Ведь, по большому счету, что они сделали? Есть пул федеральных каналов, для которых создаются специальные условия, я имею в виду Первый канал, Второй канал, квазигосударственные каналы – НТВ, "Звезда" и так далее. По сути, 20 каналов первого и второго мультиплекса полностью контролируются государством либо напрямую, либо через владельцев. И понятно, что эта двадцатка имеет преференции, в ее интересах принимаются законы. Например, закон о вхождении в кабельные сети, что 20 каналов должны показывать бесплатно. Соответственно, всех остальных не обязаны показывать бесплатно, и "кабельщики" начинают брать или пытаться брать деньги с оставшихся каналов. То же самое касается производства контента. Если государство вкладывает миллиарды рублей в субсидии федеральным СМИ, которые создают высококачественный контент – фильмы, сериалы и так далее, – то понятно, что на этом рынке никто самостоятельно уже не сможет играть.
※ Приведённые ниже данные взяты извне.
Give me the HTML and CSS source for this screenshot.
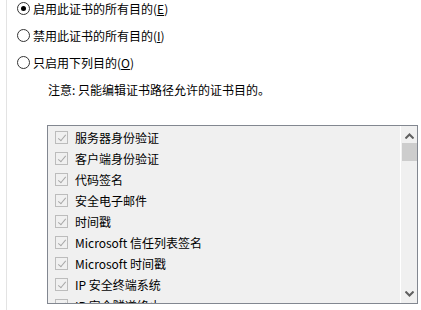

Никаких гарантий никто не дает. Но мы будем пытаться. Нельзя же умирать, не попробовав
В итоге как прошла цифровизация? Они монополизировали рекламный рынок, создали единое рекламное агентство, которое во всех городах продает рекламу этих двух мультиплексов. Они приняли закон про обязательное их вхождение в кабельные сети. Нет качественного контента на рынке, который можно купить, его просто не существует. То есть они делают существование СМИ практически невыносимым. Единицы могут выжить. По сути, они воссоздали советскую модель – модель полностью контролируемого телевидения. Ведь первый и второй мультиплекс – это как Первый и Второй каналы в советское время. А 21-я и 22-я кнопки – это губернаторский и муниципальный каналы, подконтрольные местной власти. Поскольку жизнь идет вперед, есть еще сто каналов, но ты попробуй выжить в этой кислотной среде, которую тебе создали.
Конечно, никаких гарантий никто не дает. Но мы будем пытаться. Нельзя же умирать, не попробовав.